• Aim
Find and return each line containing "this".

• Provided material
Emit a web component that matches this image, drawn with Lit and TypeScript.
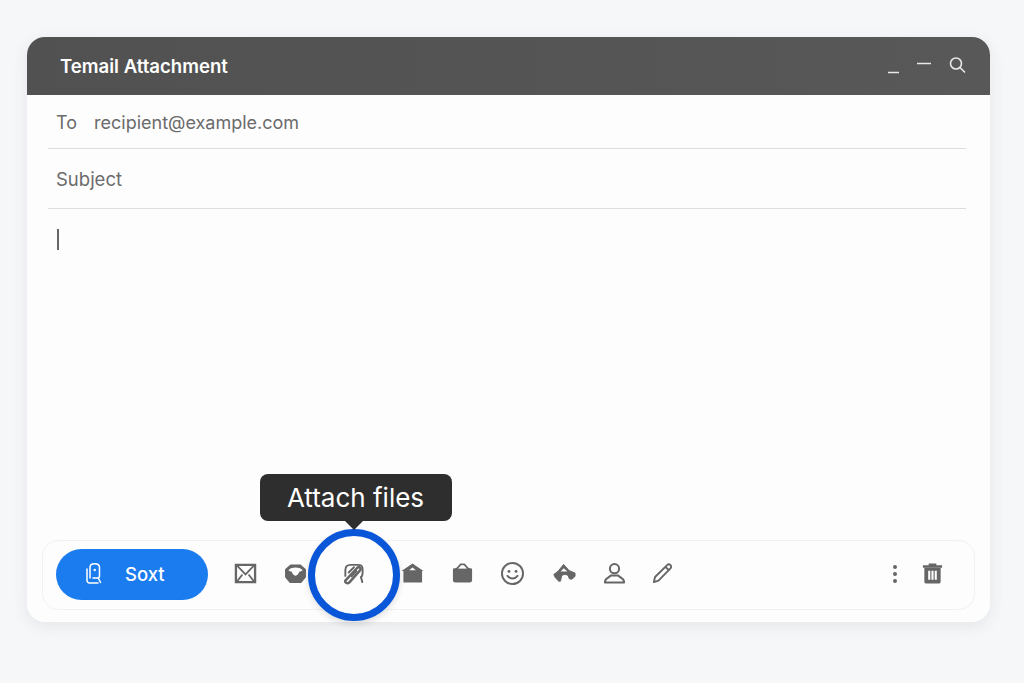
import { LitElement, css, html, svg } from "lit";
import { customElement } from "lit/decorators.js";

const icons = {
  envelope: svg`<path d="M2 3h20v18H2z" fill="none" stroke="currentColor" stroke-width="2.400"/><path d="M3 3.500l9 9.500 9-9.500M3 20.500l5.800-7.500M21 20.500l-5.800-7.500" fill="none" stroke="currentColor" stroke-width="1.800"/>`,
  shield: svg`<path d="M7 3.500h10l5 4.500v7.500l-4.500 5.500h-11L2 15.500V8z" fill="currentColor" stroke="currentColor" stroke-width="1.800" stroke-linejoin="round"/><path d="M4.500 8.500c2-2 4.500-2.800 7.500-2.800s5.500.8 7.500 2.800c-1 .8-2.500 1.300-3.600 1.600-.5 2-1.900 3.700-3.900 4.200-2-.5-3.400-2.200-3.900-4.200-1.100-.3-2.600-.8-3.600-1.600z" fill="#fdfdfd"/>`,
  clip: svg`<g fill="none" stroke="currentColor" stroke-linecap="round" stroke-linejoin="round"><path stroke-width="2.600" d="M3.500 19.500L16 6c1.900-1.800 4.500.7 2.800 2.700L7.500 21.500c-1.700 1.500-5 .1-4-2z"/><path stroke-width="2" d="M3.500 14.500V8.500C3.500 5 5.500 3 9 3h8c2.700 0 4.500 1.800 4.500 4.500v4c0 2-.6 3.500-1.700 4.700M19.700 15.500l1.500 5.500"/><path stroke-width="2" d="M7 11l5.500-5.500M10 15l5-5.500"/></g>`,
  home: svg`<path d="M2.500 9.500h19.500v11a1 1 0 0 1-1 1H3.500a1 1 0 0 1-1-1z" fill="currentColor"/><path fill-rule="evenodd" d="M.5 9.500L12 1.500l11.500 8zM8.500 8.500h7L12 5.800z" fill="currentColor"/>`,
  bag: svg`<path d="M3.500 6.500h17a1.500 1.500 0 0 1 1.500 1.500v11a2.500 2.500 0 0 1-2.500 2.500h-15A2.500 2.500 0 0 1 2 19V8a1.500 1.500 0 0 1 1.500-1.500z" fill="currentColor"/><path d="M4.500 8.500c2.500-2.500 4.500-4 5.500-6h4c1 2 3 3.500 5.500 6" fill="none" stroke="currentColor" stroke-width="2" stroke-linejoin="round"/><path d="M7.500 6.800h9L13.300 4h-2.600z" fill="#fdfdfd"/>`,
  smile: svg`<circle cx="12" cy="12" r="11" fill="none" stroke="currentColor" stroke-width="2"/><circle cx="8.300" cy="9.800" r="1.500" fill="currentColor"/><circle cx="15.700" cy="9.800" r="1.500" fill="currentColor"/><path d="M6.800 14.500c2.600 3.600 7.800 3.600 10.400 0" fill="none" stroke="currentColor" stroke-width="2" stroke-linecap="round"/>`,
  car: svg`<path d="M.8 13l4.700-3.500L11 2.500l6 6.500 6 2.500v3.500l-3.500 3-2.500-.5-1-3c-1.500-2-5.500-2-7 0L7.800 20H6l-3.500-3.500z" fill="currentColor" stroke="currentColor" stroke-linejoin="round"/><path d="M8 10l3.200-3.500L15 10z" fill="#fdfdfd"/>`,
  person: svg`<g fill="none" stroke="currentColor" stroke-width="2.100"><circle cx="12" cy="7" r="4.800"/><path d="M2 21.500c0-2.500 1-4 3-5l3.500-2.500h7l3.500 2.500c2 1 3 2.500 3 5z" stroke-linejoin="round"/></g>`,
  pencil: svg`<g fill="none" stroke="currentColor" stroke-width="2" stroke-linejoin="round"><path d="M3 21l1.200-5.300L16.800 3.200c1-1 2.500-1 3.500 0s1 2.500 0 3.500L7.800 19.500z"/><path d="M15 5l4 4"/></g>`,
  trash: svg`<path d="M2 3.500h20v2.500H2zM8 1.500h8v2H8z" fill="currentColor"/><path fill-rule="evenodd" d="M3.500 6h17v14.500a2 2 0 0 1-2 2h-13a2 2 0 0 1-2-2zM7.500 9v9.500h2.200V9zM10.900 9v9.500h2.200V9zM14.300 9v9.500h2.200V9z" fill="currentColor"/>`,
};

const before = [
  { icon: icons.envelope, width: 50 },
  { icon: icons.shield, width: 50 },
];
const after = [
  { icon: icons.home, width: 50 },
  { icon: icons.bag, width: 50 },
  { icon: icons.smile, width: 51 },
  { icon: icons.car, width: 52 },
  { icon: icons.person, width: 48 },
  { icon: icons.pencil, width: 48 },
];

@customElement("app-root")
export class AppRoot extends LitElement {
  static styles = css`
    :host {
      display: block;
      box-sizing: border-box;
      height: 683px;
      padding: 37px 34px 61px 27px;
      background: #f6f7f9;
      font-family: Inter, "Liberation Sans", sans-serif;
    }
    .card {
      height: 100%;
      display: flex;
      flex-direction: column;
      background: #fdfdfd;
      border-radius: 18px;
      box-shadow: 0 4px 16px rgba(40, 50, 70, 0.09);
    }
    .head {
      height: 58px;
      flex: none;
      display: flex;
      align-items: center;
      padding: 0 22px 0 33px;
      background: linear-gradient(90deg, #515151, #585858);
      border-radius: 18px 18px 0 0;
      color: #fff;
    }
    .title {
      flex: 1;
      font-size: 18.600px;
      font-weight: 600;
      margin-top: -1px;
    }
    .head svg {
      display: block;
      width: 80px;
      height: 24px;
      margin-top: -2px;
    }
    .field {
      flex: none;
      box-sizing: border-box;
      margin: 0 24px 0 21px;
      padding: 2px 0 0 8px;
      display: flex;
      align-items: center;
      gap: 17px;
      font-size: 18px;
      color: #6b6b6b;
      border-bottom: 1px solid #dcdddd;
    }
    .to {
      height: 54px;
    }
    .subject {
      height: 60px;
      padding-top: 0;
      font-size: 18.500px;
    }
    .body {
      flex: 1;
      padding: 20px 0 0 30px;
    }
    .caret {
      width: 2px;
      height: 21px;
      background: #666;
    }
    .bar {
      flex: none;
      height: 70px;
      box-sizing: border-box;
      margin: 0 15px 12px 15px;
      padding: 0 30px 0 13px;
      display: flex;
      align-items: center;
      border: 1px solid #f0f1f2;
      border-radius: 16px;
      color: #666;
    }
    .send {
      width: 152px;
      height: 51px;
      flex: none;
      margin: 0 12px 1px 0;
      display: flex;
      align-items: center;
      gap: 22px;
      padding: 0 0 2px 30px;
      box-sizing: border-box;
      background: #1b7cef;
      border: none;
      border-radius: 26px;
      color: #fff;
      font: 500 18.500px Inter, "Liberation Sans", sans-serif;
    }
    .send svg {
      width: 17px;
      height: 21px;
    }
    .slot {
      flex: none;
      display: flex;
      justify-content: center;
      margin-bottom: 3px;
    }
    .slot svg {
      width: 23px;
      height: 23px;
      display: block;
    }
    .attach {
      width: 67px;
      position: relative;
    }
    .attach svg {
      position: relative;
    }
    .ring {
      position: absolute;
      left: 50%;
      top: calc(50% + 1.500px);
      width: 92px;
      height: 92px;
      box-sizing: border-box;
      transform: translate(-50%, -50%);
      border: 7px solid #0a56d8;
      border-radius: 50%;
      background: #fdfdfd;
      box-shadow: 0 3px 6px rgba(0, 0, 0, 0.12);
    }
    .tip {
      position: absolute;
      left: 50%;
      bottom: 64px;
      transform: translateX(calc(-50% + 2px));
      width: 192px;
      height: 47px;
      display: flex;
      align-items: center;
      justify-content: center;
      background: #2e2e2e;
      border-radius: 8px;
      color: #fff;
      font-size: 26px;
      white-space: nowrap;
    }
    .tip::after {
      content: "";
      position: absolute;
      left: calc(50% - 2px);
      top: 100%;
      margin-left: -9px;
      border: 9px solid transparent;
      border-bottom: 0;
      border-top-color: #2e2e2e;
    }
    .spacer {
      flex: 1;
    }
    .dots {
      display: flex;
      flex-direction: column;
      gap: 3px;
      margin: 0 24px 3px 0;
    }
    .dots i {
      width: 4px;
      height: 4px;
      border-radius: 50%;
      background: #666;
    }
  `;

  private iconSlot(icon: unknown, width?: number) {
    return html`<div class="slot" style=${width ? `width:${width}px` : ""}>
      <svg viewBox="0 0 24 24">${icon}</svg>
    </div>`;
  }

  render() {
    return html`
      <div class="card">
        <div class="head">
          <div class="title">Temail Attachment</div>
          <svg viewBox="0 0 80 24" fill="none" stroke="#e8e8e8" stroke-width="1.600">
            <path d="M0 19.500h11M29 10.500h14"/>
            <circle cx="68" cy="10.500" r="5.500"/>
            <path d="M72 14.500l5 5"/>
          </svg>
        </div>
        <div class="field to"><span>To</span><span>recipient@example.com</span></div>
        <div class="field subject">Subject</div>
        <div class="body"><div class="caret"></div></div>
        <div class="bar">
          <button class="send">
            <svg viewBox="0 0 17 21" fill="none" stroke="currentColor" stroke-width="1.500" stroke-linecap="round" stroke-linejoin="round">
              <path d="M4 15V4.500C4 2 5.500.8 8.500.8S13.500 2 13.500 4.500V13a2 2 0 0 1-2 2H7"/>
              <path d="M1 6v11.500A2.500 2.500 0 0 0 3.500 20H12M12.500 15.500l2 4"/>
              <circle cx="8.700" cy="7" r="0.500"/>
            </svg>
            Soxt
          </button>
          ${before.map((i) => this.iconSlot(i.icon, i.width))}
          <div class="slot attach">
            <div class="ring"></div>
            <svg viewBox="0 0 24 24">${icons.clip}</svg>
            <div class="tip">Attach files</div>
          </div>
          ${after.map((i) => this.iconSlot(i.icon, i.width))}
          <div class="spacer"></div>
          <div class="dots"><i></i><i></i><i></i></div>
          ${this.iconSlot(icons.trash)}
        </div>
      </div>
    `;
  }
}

• Solution
Emit a web component that matches this image, drawn with Lit and TypeScript.
          ${before.map((i) => this.iconSlot(i.icon, i.width))}
          ${after.map((i) => this.iconSlot(i.icon, i.width))}
          ${this.iconSlot(icons.trash)}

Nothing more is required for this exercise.